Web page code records
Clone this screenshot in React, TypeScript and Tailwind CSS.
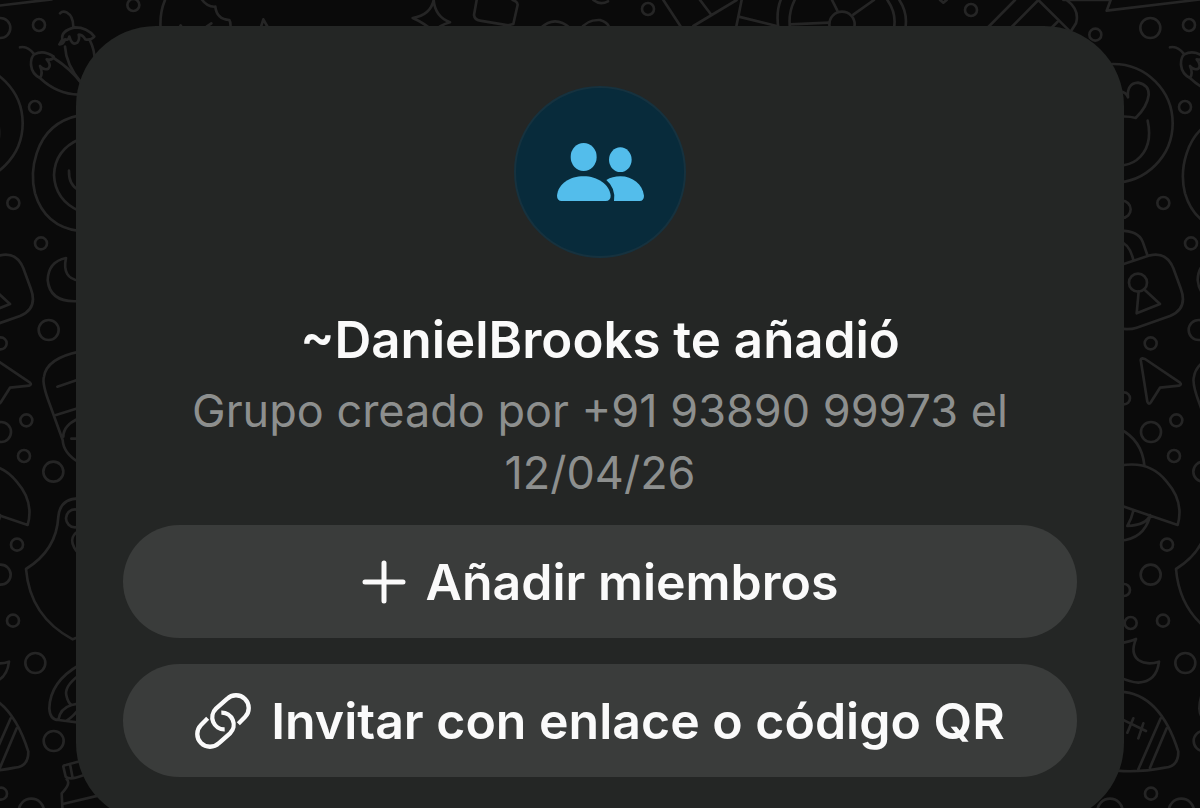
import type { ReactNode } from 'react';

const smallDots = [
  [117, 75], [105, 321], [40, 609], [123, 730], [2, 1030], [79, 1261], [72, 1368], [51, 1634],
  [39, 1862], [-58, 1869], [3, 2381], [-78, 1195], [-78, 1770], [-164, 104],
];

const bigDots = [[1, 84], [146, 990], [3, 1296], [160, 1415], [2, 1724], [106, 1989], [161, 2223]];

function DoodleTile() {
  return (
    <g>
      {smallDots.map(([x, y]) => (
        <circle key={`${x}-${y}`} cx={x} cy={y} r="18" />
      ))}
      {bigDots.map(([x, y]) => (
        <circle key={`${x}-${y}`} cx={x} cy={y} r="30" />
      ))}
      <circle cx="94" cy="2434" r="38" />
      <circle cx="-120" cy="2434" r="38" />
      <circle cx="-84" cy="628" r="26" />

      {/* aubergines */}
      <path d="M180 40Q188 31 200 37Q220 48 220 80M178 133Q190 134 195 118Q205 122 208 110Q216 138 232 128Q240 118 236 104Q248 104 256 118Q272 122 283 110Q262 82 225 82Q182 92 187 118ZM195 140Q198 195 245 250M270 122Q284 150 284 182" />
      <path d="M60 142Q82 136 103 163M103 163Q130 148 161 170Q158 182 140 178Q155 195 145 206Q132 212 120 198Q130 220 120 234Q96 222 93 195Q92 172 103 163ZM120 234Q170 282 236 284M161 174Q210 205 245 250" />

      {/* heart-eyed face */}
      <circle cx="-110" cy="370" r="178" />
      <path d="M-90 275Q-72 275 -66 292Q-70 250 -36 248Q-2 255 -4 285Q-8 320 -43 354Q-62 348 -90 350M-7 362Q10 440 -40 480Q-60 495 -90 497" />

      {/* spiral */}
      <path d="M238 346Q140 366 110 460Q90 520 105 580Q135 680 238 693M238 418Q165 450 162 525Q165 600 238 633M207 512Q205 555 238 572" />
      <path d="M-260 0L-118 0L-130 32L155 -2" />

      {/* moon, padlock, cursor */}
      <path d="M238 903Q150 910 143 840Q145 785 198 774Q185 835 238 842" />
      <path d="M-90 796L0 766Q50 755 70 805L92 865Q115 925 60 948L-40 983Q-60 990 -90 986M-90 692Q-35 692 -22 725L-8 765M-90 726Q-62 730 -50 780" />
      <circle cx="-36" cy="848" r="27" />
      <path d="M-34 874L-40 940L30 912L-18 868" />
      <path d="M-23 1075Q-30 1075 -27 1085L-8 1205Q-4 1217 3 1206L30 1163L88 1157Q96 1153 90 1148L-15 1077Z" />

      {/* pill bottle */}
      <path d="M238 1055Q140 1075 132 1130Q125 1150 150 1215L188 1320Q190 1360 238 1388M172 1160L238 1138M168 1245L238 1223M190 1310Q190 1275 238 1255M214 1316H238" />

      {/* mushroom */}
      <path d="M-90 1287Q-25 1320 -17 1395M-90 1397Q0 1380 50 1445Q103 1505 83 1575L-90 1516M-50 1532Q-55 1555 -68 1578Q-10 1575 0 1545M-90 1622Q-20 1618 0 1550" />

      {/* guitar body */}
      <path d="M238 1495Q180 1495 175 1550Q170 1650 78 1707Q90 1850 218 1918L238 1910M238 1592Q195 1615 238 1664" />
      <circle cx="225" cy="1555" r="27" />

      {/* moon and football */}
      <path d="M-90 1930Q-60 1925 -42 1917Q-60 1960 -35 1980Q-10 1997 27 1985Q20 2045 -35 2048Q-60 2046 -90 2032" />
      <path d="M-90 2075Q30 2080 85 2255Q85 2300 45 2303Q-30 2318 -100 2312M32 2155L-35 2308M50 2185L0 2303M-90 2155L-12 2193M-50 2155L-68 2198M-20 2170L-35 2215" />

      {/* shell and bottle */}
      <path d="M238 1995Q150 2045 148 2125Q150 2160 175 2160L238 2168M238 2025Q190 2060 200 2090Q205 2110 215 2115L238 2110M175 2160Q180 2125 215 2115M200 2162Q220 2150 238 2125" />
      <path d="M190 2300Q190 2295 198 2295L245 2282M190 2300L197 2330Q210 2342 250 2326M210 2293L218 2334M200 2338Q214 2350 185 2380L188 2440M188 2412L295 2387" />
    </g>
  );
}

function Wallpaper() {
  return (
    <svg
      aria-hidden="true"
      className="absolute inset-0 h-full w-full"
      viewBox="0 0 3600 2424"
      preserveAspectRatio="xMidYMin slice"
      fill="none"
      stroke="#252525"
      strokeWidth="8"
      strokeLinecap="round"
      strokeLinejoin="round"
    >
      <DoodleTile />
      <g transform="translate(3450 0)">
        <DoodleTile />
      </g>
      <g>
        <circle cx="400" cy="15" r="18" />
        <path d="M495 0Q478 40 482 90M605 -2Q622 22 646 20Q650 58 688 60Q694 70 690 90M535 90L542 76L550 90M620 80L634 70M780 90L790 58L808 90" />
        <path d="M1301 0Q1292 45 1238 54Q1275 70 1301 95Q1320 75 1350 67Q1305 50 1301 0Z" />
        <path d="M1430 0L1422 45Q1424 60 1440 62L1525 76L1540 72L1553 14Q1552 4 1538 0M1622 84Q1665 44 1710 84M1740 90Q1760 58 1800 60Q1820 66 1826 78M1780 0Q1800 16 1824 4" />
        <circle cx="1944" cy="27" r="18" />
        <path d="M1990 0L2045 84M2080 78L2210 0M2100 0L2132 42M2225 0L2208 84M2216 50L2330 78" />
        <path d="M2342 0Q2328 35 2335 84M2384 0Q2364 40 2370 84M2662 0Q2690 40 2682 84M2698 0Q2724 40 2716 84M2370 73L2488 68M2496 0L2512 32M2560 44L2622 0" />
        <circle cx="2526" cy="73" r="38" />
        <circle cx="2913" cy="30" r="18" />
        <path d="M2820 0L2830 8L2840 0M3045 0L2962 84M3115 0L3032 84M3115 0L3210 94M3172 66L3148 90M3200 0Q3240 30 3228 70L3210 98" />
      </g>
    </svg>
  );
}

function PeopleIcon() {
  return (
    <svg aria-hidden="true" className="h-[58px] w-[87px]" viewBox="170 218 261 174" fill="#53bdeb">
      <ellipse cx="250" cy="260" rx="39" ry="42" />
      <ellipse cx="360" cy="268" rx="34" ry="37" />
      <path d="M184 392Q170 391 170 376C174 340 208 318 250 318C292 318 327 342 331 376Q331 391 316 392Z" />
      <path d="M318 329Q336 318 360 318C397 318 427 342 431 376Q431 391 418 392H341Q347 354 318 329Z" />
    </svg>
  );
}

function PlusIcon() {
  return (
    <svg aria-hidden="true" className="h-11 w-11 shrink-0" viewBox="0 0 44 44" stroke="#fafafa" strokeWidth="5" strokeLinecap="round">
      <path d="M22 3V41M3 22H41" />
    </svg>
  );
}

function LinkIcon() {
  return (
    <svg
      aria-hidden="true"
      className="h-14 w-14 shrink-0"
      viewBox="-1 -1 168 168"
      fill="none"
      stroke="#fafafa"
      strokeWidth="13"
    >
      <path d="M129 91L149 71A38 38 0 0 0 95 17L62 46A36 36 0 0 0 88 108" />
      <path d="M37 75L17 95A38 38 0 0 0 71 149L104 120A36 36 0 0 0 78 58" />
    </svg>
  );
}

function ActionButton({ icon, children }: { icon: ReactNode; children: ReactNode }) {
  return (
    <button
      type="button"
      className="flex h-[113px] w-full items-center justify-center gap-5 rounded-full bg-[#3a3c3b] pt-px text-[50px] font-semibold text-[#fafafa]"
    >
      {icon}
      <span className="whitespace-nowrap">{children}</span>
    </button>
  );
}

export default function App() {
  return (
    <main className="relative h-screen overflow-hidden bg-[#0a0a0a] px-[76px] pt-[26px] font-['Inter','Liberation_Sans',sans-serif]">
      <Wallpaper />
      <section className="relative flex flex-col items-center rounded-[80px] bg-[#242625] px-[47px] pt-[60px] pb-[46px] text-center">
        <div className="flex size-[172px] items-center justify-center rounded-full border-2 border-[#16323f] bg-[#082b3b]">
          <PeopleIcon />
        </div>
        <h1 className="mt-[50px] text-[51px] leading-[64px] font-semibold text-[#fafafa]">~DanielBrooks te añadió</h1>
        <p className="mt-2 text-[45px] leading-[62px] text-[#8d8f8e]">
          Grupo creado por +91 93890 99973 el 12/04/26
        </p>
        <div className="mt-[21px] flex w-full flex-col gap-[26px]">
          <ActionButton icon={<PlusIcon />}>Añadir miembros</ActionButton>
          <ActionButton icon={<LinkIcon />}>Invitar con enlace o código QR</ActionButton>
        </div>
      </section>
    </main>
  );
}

==

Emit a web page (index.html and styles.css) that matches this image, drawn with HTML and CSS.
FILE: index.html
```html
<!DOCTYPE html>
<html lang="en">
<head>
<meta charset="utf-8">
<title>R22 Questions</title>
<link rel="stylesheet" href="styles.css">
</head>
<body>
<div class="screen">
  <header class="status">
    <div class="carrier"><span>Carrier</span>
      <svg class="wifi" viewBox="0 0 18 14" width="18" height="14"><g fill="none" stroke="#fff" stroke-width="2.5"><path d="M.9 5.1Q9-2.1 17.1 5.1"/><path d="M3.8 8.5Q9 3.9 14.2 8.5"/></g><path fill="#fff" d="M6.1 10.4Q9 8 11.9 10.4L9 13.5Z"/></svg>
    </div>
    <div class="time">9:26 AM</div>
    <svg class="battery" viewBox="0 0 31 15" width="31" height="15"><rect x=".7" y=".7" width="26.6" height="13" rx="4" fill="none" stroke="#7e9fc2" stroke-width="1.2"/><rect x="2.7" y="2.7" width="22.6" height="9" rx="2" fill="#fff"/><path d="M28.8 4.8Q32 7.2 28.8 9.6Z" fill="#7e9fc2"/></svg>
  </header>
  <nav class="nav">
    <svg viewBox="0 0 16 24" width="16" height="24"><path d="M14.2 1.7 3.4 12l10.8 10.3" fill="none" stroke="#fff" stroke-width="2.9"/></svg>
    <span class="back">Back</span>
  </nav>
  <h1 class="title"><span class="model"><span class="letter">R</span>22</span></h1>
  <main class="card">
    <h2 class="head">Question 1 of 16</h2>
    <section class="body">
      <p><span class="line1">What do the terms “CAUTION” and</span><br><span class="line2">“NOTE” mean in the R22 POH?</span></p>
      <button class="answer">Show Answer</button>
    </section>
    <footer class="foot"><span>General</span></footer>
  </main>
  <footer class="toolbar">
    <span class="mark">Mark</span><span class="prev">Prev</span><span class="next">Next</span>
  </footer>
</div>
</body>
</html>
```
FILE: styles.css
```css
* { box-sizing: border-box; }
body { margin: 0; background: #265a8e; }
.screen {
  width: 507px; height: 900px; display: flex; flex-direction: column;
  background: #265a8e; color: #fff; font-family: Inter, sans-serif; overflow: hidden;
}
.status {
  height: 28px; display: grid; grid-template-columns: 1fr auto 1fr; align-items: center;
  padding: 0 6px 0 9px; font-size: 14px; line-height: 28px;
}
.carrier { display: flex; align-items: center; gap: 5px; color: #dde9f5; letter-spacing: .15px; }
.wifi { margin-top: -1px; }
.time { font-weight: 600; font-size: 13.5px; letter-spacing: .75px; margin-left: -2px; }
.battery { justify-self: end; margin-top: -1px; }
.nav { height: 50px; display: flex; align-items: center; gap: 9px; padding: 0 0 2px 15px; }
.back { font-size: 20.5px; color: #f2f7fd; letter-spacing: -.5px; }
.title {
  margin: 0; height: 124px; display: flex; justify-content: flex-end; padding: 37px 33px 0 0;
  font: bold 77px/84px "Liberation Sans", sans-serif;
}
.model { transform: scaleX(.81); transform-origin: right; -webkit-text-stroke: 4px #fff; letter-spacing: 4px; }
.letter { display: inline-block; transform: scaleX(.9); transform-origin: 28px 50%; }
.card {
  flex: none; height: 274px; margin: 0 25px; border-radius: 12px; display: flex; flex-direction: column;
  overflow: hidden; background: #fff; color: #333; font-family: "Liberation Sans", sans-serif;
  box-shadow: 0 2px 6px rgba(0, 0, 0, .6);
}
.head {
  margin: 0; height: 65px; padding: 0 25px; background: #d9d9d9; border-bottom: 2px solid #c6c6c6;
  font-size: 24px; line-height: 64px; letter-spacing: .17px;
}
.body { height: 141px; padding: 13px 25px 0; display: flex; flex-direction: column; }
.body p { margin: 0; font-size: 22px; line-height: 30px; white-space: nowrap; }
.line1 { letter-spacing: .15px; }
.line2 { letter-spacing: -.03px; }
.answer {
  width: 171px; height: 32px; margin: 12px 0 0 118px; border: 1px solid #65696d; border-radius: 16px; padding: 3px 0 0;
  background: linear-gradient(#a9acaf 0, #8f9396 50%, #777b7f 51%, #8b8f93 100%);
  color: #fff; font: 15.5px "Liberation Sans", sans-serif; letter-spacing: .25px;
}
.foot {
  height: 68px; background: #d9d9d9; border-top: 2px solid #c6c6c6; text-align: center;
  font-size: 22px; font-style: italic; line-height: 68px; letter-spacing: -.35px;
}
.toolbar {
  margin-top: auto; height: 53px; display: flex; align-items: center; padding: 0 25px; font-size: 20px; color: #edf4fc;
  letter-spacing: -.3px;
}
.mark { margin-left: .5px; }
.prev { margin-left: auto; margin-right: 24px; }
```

→ **Direction**
Without the pictures, give again only the lines beginning at the line that contains "Clone this screenshot" and stopping after the line that contains "1989], [161, 2223]];", exactly as written.

→ **Output of the task**
Clone this screenshot in React, TypeScript and Tailwind CSS.
import type { ReactNode } from 'react';

const smallDots = [
  [117, 75], [105, 321], [40, 609], [123, 730], [2, 1030], [79, 1261], [72, 1368], [51, 1634],
  [39, 1862], [-58, 1869], [3, 2381], [-78, 1195], [-78, 1770], [-164, 104],
];

const bigDots = [[1, 84], [146, 990], [3, 1296], [160, 1415], [2, 1724], [106, 1989], [161, 2223]];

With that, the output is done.